From 1 January 2026, Jersey will complete one of the most significant reforms to its tax system in nearly a century: the move for remaining married couples and civil partners to Independent Taxation. If you’re affected, you’ll have received a Change Guide in November with a checklist to highlight what will be different every step of the way.
The first step for many people, is receiving their first ITIS rate for next year, based just on their own income. We’ve been monitoring questions on this, and other themes from customers since the Change Guides and ITIS rates have been sent out. If you are moving to Independent Taxation in 2026, you may find the following a helpful read:
Why are our ITIS rates so different?
There are a few possible reasons:
- Your rate is now calculated solely on your own income. If there’s a big difference between your income and your partner’s, your rate could change significantly. There’s a diagram in your Change guide that shows how this works.
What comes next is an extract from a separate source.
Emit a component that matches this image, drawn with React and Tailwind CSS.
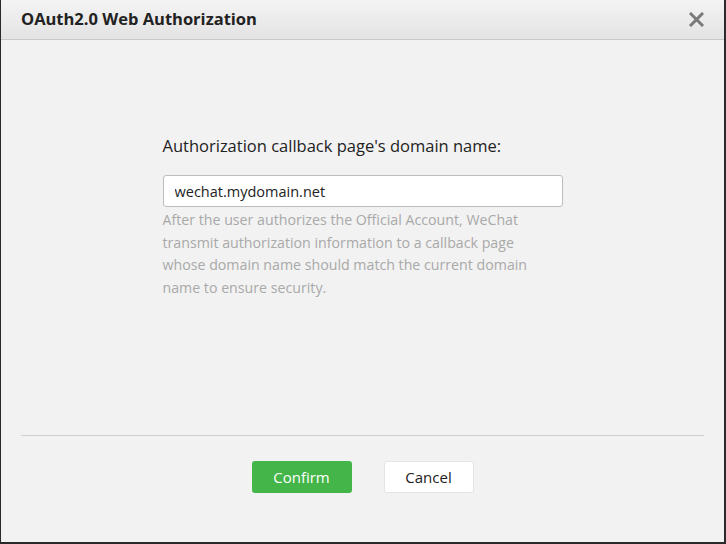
export default function App() {
  return (
    <div className="w-[726px] h-[544px] flex flex-col bg-[#f2f2f2] border-l border-r-2 border-b-2 border-[#2a2a2a] font-['Open_Sans','Noto_Sans',sans-serif] overflow-hidden">
      {/* Header */}
      <div className="h-[40px] shrink-0 flex items-center justify-between pl-[20px] pr-[20px] bg-gradient-to-b from-[#f4f4f4] to-[#e3e3e3] border-b border-[#c8c8c8]">
        <h1 className="text-[16.5px] font-bold text-[#222]">OAuth2.0 Web Authorization</h1>
        <button className="w-[16px] h-[16px] flex items-center justify-center">
          <svg width="15" height="15" viewBox="0 0 15 15">
            <path d="M2 2 L13 13 M13 2 L2 13" stroke="#7a7a7a" strokeWidth="3" strokeLinecap="square" />
          </svg>
        </button>
      </div>

      {/* Body */}
      <div className="flex-1 flex flex-col items-center pt-[95px]">
        <div className="w-[400px]">
          <label className="block text-[16.5px] text-[#222] leading-[22px]">
            Authorization callback page's domain name:
          </label>
          <input
            type="text"
            defaultValue="wechat.mydomain.net"
            className="mt-[18px] w-[400px] h-[32px] px-[11px] bg-white border border-[#bdbdbd] rounded-[3px] text-[14.5px] text-[#222] outline-none"
          />
          <p className="mt-[2px] text-[14.2px] leading-[22.7px] text-[#a9a9a9] whitespace-nowrap">
            After the user authorizes the Official Account, WeChat
            <br />
            transmit authorization information to a callback page
            <br />
            whose domain name should match the current domain
            <br />
            name to ensure security.
          </p>
        </div>
      </div>

      {/* Footer */}
      <div className="shrink-0 mx-[20px] border-t border-[#cfcfcf] h-[107px] flex justify-center gap-[32px] pt-[25px]">
        <button className="w-[100px] h-[32px] bg-[#44b549] text-white text-[15px] rounded-[3px]">Confirm</button>
        <button className="w-[90px] h-[32px] bg-white text-[#222] text-[15px] rounded-[3px] border border-[#e4e4e4]">Cancel</button>
      </div>
    </div>
  );
}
- Your circumstances have changed – perhaps a salary increase, new job, or additional income since you last submitted your return, and you’ve not told us yet.
- Child allowances are split equally between partners in your 2026 ITIS rates. You can change the % of the allowance each of you have if you wish. You may find you pay less tax overall as a couple by doing this. Experiment with different splits using gov.je/taxcalculator.
- 2025 is the last tax year you can claim Mortgage Interest Relief (£1500), so it’s not in the calculation we have used to estimate your 2026 tax and ITIS rate.
- You are only entitled to compensatory allowance if both you and your partner are Jersey resident. If not, it will not have been included in your tax estimate and ITIS rate.
Use the tax enquiry form at gov.je/taxrequest to update us if your circumstances or income have changed, so we can update your rate.
How do I know if my ITIS rate is right?
Read the “Understanding your ITIS rate” guide, enclosed with your notice. There is also a new video walkthrough which is proving very popular with over 15,000 views just through Facebook. Go to gov.je/mytaxrate to watch it and see the five key things to check.
I’m confused as the guide says there is joint filing, can we still be taxed together?
No, ‘joint’ only applies to the form you put your information in. This is not joint taxation. It’s the same as having two separate returns submitted together. Forms just collect and send us all the information we need to assess the tax you should pay. If you file jointly, once the form arrives with us, the information in it will be split out, put onto your two separate accounts, then used to complete your own assessment. Your tax will always be calculated just on your own income and circumstances. You will always have your own allowances and deductions, receive your own assessment, and pay your own bill.
The first time you’ll file an Independent Taxation form, joint if you wish, is in 2027, once your first year being independently taxed, 2026, is complete. Only couples married before 2022 will have the joint filing option.
Why does everyone have to move to Independent Taxation?
The tax system, at its core had not changed since 1928. Tax law did, and still does support social beliefs, norms and laws from 97 years ago. In the present day, this tax law is based on assumptions about social structure that are very far from true.
It enables unacceptable inequality and discrimination between husband and wife, older and younger civil partners, and between unmarried and married couples.
Ultimately, the biggest driver to transition to Independent Taxation is to remove the discrimination in the tax system. If we are perpetuating the difference between couples who are married and those who aren’t then we will not have achieved this primary aim.
There will also be administrative advantages to taxing everyone in the same way, reducing costs, but more crucially increasing the capacity for Revenue Jersey to do more: offering better and targeted customer service for those groups who need it and providing new services faster.
The tax calculator says we’re going to be paying more tax so I don’t want to move
Any married couples who would pay more tax in Independent Taxation will receive the compensatory allowance. It will allow them to make the transition to full Independent Taxation over a number of years, with a gradual change in tax paid, rather than overnight.
It’s available to affected couples married or in civil partnerships before 1 January 2022. The allowance has been included automatically in ITIS rates for 2026 and will gradually reduce over time as personal allowances increase. The tax calculator is currently being updated and should show this from next year.
Is it really fair if some couples will have to pay more in the long run?
In short, there are currently many married couples, who receive up to £9,500 more in tax allowances than their co-habiting counterparts. This inequality on grounds of marital status has existed for decades, and is clearly unfair.
Independent taxation removes this discrimination. It was approved by the States Assembly because it recognised it can no longer be allowed to continue. The reform will treat couples equally regardless of marital status. It was shaped by public consultation, which showed strong support for there being one set of rules for everyone.
Essentials recap: Review your ITIS rate now, watch the video guide, let us know about any changes. Then give it to your employer when it’s right.